A proposal raising from $10 billion to $15 billion the asset size of certain federally insured credit unions (FICUs) whose supervision is handled by an office assigned to large, complex institutions is out for public comment until May 2, according to a notice published in Thursday’s Federal Register.
The proposed rule by the National Credit Union Administration (NCUA) Board would affect which institutions the agency designates for supervision by its Office of National Examinations and Supervision (ONES). ONES was established in 2013 to oversee the largest and most complex credit unions in the credit union system.

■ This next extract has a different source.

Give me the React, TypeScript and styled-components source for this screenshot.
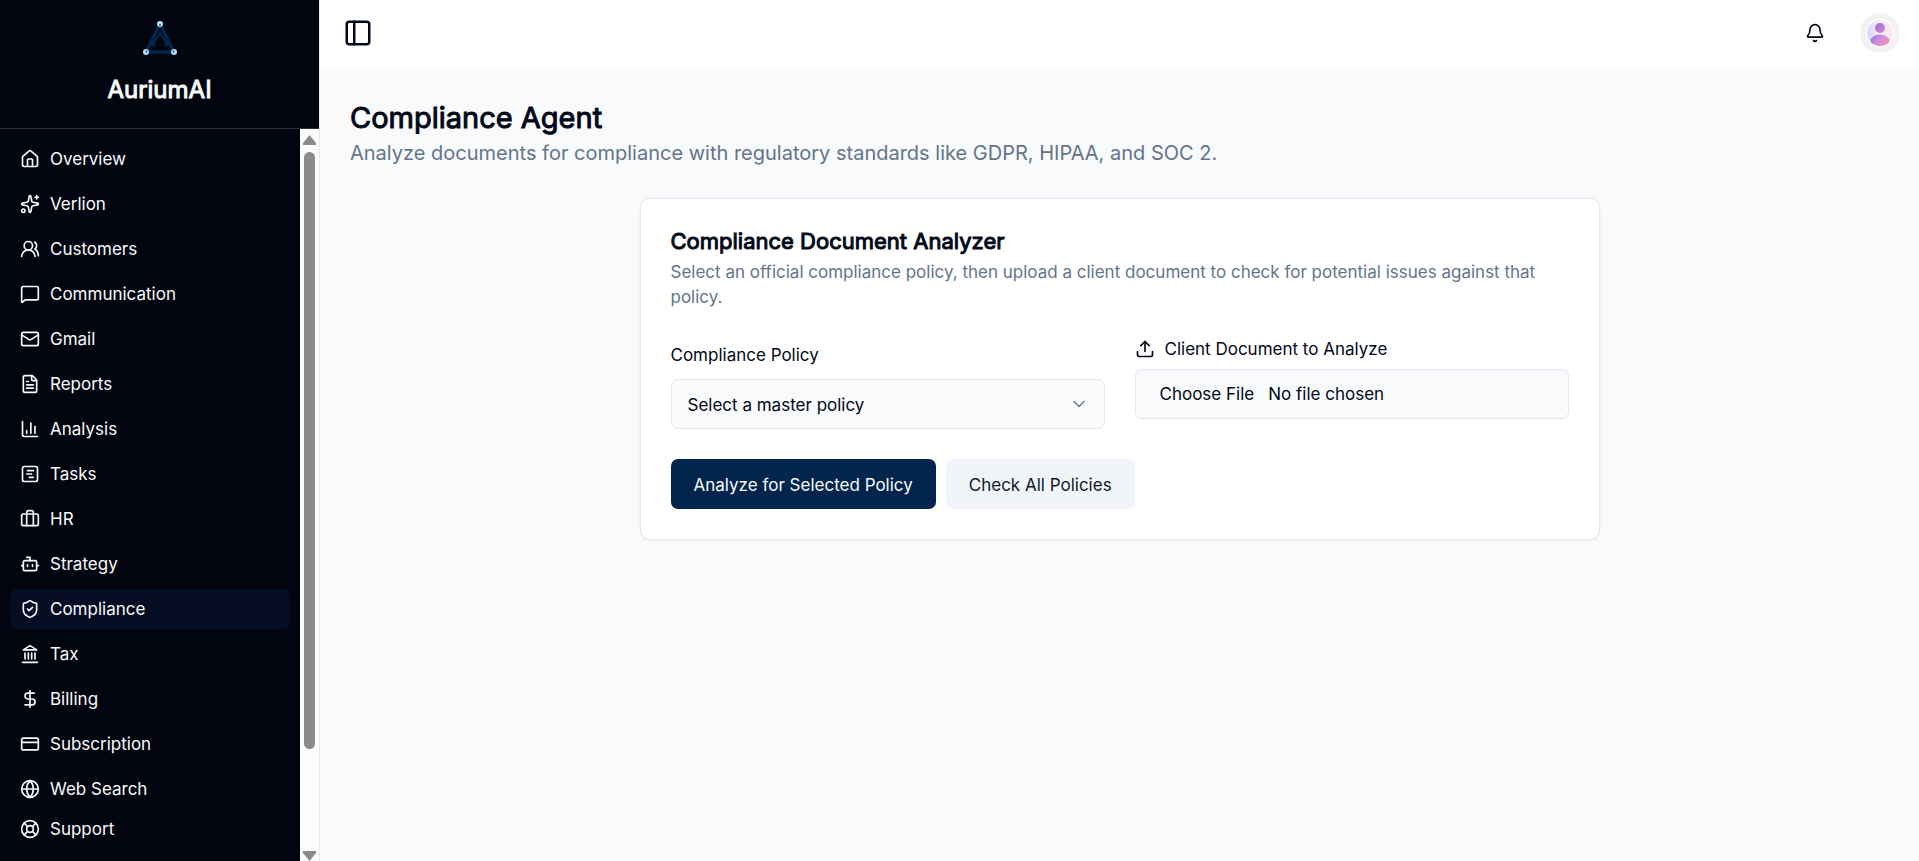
import React from "react";
import styled, { createGlobalStyle, css } from "styled-components";
import {
  Bell,
  Bot,
  Briefcase,
  ChartColumn,
  ChevronDown,
  CreditCard,
  DollarSign,
  FileText,
  Globe,
  House,
  LifeBuoy,
  Mail,
  MessageSquare,
  PanelLeft,
  ShieldCheck,
  Sparkles,
  SquareChartGantt,
  Upload,
  UsersRound,
} from "lucide-react";

const color = {
  ink: "#020817",
  muted: "#64748b",
  line: "#e2e8f0",
  page: "#f8fafc",
  navy: "#00254d",
  soft: "#f1f5f9",
  sidebar: "#02050f",
  active: "#050d22",
};

/* Headings are the regular cut thickened by an outline. */
const headingWeight = css`
  font-weight: 400;
  -webkit-text-stroke: 1px currentColor;
`;

const GlobalStyle = createGlobalStyle`
  *, *::before, *::after { box-sizing: border-box; }
  body {
    margin: 0;
    background: ${color.page};
    color: ${color.ink};
    font-family: Inter, "Liberation Sans", sans-serif;
    font-size: 17px;
    line-height: 25px;
  }
  button, input, select { font: inherit; color: inherit; }
  h1, h2, p, ul { margin: 0; padding: 0; }
`;

const Shell = styled.div`
  display: flex;
  height: 100vh;
  overflow: hidden;
`;

const Sidebar = styled.aside`
  display: flex;
  flex-direction: column;
  flex: none;
  width: 320px;
  background: ${color.sidebar};
  color: ${color.page};
  border-right: 1px solid ${color.line};
`;

const Brand = styled.div`
  display: flex;
  flex-direction: column;
  align-items: center;
  gap: 12px;
  padding: 20px 0 20px;
  height: 129px;
  flex: none;
  border-bottom: 1px solid #2b2e38;
`;

const BrandName = styled.span`
  font-size: 24px;
  line-height: 36px;
  ${headingWeight}
`;

const SidebarBody = styled.div`
  display: flex;
  flex: 1;
  min-height: 0;
`;

const Nav = styled.nav`
  flex: 1;
  min-width: 0;
  overflow: hidden;
  padding: 10px;
`;

const NavList = styled.ul`
  display: flex;
  flex-direction: column;
  gap: 5px;
  list-style: none;
`;

const NavLink = styled.a<{ $active?: boolean }>`
  display: flex;
  align-items: center;
  gap: 10px;
  height: 40px;
  padding: 0 10px;
  border-radius: 7px;
  line-height: 26px;
  color: inherit;
  text-decoration: none;
  background: ${(p) => (p.$active ? color.active : "transparent")};
`;

const ScrollTrack = styled.div`
  display: flex;
  flex-direction: column;
  align-items: center;
  flex: none;
  width: 19px;
  padding-top: 6px;
  background: #fcfcfc;
`;

const ScrollArrow = styled.svg`
  flex: none;
  width: 13px;
  height: 10px;
  fill: #8b8b8b;
`;

const ScrollThumb = styled.div`
  flex: none;
  width: 11px;
  height: calc(82% + 2px);
  margin: 7px 0 auto;
  border-radius: 6px;
  background: #8b8b8b;
`;

const Content = styled.div`
  display: flex;
  flex-direction: column;
  flex: 1;
  min-width: 0;
`;

const TopBar = styled.header`
  display: flex;
  align-items: center;
  justify-content: space-between;
  height: 67px;
  flex: none;
  padding: 0 19px 1px 23px;
  background: #fff;
`;

const TopActions = styled.div`
  display: flex;
  align-items: center;
  gap: 25px;
`;

const IconButton = styled.button<{ $size: number }>`
  display: grid;
  place-items: center;
  width: ${(p) => p.$size}px;
  height: ${(p) => p.$size}px;
  padding: 0;
  border: 0;
  border-radius: 50%;
  background: transparent;
  cursor: pointer;
`;

const Main = styled.main`
  flex: 1;
  padding: 30px;
  overflow: hidden;
`;

const PageTitle = styled.h1`
  font-size: 29px;
  line-height: 42px;
  ${headingWeight}
`;

const PageLead = styled.p`
  font-size: 20px;
  line-height: 28px;
  color: ${color.muted};
`;

const Card = styled.section`
  max-width: 960px;
  margin: 31px auto 0;
  padding: 30px;
  border: 1px solid ${color.line};
  border-radius: 10px;
  background: #fff;
  box-shadow: 0 1px 3px rgba(0, 0, 0, 0.06);
`;

const CardTitle = styled.h2`
  font-size: 22px;
  line-height: 24px;
  ${headingWeight}
`;

const CardText = styled.p`
  margin-top: 7px;
  color: ${color.muted};
`;

const Fields = styled.div`
  display: grid;
  grid-template-columns: 1fr 1fr;
  align-items: start;
  gap: 30px;
  margin-top: 24px;
`;

const Field = styled.div`
  display: flex;
  flex-direction: column;
`;

const Label = styled.label<{ $height: number; $gap: number }>`
  display: flex;
  align-items: center;
  gap: 10px;
  height: ${(p) => p.$height}px;
  margin-bottom: ${(p) => p.$gap}px;
`;

const SelectWrap = styled.div`
  display: grid;
  align-items: center;

  > * { grid-area: 1 / 1; }
  > svg {
    justify-self: end;
    margin-right: 16px;
    opacity: 0.5;
    pointer-events: none;
  }
`;

const Select = styled.select`
  appearance: none;
  width: 100%;
  height: 50px;
  padding: 2px 40px 0 16px;
  border: 1px solid ${color.line};
  border-radius: 7px;
  background: ${color.page};
`;

const FileInput = styled.input`
  width: 100%;
  height: 50px;
  padding: 12px 16px 10px;
  border: 1px solid ${color.line};
  border-radius: 7px;
  background: ${color.page};

  &::file-selector-button {
    margin: 0 14px 0 0;
    padding: 0 0 0 8px;
    border: 0;
    background: transparent;
    font: inherit;
    color: inherit;
  }
`;

const Actions = styled.div`
  display: flex;
  gap: 10px;
  margin-top: 30px;
`;

const Button = styled.button<{ $primary?: boolean }>`
  height: 50px;
  padding: 2px 23px 0;
  border: 0;
  border-radius: 7px;
  background: ${(p) => (p.$primary ? color.navy : color.soft)};
  color: ${(p) => (p.$primary ? color.page : "#0f172a")};
  cursor: pointer;
`;

const Logo = () => (
  <svg width="40" height="40" viewBox="0 0 40 40" fill="none" aria-hidden="true">
    <path d="M20 4 L6 32 H34 Z" stroke="#00274f" strokeWidth="3.5" strokeLinejoin="round" />
    <path d="M13 24 L20 13 L27 24" stroke="#00274f" strokeWidth="2" />
    <circle cx="13" cy="24" r="2.2" fill="#00274f" />
    <circle cx="27" cy="24" r="2.2" fill="#00274f" />
    <g fill="#b5dbff">
      <circle cx="20" cy="4" r="3" />
      <circle cx="6" cy="32" r="3" />
      <circle cx="34" cy="32" r="3" />
    </g>
    <g fill="#2b4f78">
      <circle cx="20" cy="5" r="1" />
      <circle cx="6.5" cy="31.5" r="1" />
      <circle cx="33.5" cy="31.5" r="1" />
    </g>
  </svg>
);

const Landmark = ({ size }: { size: number }) => (
  <svg
    width={size}
    height={size}
    viewBox="0 0 24 24"
    fill="none"
    stroke="currentColor"
    strokeWidth="2"
    strokeLinecap="round"
    strokeLinejoin="round"
    aria-hidden="true"
  >
    <path d="M3 22h18M6 18v-7M10 18v-7M14 18v-7M18 18v-7M12 2l8 5H4z" />
  </svg>
);

const Avatar = () => (
  <svg width="40" height="40" viewBox="0 0 40 40" aria-hidden="true">
    <defs>
      <linearGradient id="avatarBack" x1="0" y1="0" x2="1" y2="0">
        <stop offset="0" stopColor="#dcd3fb" />
        <stop offset="0.5" stopColor="#f3effd" />
        <stop offset="1" stopColor="#fbe6f3" />
      </linearGradient>
      <linearGradient id="avatarHead" x1="0" y1="0" x2="1" y2="1">
        <stop offset="0" stopColor="#9a6fe0" />
        <stop offset="1" stopColor="#dc86c0" />
      </linearGradient>
      <linearGradient id="avatarBody" x1="0" y1="0" x2="1" y2="0.4">
        <stop offset="0" stopColor="#8f6be6" />
        <stop offset="0.45" stopColor="#c78be0" />
        <stop offset="1" stopColor="#f08fb8" />
      </linearGradient>
      <clipPath id="avatarClip">
        <circle cx="20" cy="20" r="13" />
      </clipPath>
    </defs>
    <circle cx="20" cy="20" r="20" fill="#f2f2f2" />
    <circle cx="20" cy="20" r="14" fill="#fff" />
    <g clipPath="url(#avatarClip)">
      <circle cx="20" cy="20" r="13" fill="url(#avatarBack)" />
      <ellipse cx="20" cy="28" rx="9.5" ry="6.5" fill="url(#avatarBody)" />
      <path d="M11 31c6 1 8-5 16-7" stroke="#eab4ea" strokeWidth="1" fill="none" opacity="0.5" />
    </g>
    <circle cx="20" cy="15" r="5" fill="url(#avatarHead)" />
  </svg>
);

const items = [
  { label: "Overview", Icon: House },
  { label: "Verlion", Icon: Sparkles },
  { label: "Customers", Icon: UsersRound },
  { label: "Communication", Icon: MessageSquare },
  { label: "Gmail", Icon: Mail },
  { label: "Reports", Icon: FileText },
  { label: "Analysis", Icon: ChartColumn },
  { label: "Tasks", Icon: SquareChartGantt },
  { label: "HR", Icon: Briefcase },
  { label: "Strategy", Icon: Bot },
  { label: "Compliance", Icon: ShieldCheck, active: true },
  { label: "Tax", Icon: Landmark },
  { label: "Billing", Icon: DollarSign },
  { label: "Subscription", Icon: CreditCard },
  { label: "Web Search", Icon: Globe },
];

export default function App() {
  return (
    <Shell>
      <GlobalStyle />
      <Sidebar>
        <Brand>
          <Logo />
          <BrandName>AuriumAI</BrandName>
        </Brand>
        <SidebarBody>
          <Nav aria-label="Main">
            <NavList>
              {items.map(({ label, Icon, active }) => (
                <li key={label}>
                  <NavLink href="#" $active={active} aria-current={active ? "page" : undefined}>
                    <Icon size={20} />
                    {label}
                  </NavLink>
                </li>
              ))}
            </NavList>
            <NavLink href="#">
              <LifeBuoy size={20} />
              Support
            </NavLink>
          </Nav>
          <ScrollTrack aria-hidden="true">
            <ScrollArrow viewBox="0 0 13 10">
              <path d="M6.5 0 L13 8 V10 H0 V8 Z" />
            </ScrollArrow>
            <ScrollThumb />
            <ScrollArrow viewBox="0 0 13 10">
              <path d="M0 0 H13 V2 L6.5 10 L0 2 Z" />
            </ScrollArrow>
          </ScrollTrack>
        </SidebarBody>
      </Sidebar>
      <Content>
        <TopBar>
          <IconButton $size={30} aria-label="Toggle sidebar">
            <PanelLeft size={30} />
          </IconButton>
          <TopActions>
            <IconButton $size={40} aria-label="Notifications">
              <Bell size={20} />
            </IconButton>
            <IconButton $size={40} aria-label="Account">
              <Avatar />
            </IconButton>
          </TopActions>
        </TopBar>
        <Main>
          <PageTitle>Compliance Agent</PageTitle>
          <PageLead>
            Analyze documents for compliance with regulatory standards like GDPR, HIPAA, and SOC 2.
          </PageLead>
          <Card>
            <CardTitle>Compliance Document Analyzer</CardTitle>
            <CardText>
              Select an official compliance policy, then upload a client document to check for
              potential issues against that policy.
            </CardText>
            <Fields>
              <Field>
                <Label htmlFor="policy" $height={42} $gap={3}>
                  Compliance Policy
                </Label>
                <SelectWrap>
                  <Select id="policy" defaultValue="">
                    <option value="">Select a master policy</option>
                  </Select>
                  <ChevronDown size={20} />
                </SelectWrap>
              </Field>
              <Field>
                <Label htmlFor="document" $height={30} $gap={5}>
                  <Upload size={20} />
                  Client Document to Analyze
                </Label>
                <FileInput id="document" type="file" />
              </Field>
            </Fields>
            <Actions>
              <Button type="button" $primary>
                Analyze for Selected Policy
              </Button>
              <Button type="button">Check All Policies</Button>
            </Actions>
          </Card>
        </Main>
      </Content>
    </Shell>
  );
}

While it also supervises the corporate credit union system, last month’s proposed rule does not apply to corporates (which carry out a function similar to “bankers’ banks”).
As the agency notes in a proposed rule summary, this proposal would provide that FICUs with less than $15 billion in total assets (tier I FICUs) not currently supervised by ONES will be supervised by the appropriate NCUA regional office. Tier I FICUs currently supervised by ONES and FICUs with $15 billion and more in total assets (tier II and tier III FICUs) would continue to be supervised by ONES.
The NCUA said the proposed rule would also not alter any regulatory requirements for covered credit unions.
The agency indicated it was making the proposal in response to brisk asset growth by the very large credit unions, as opposed to smaller ones, during the coronavirus crisis. Without this rule change, the agency said in February, at least nine new federally insured credit unions will meet or exceed the $10 billion threshold and become subject to supervision by ONES starting Jan. 1, 2023.
The smaller credit unions not supervised by ONES are supervised by their NCUA regional office.
The NCUA said it does not believe that altering the threshold for ONES coverage will result in undue risk to the credit union savings insurance fund, the National Credit Union Share Insurance Fund (NCUSIF).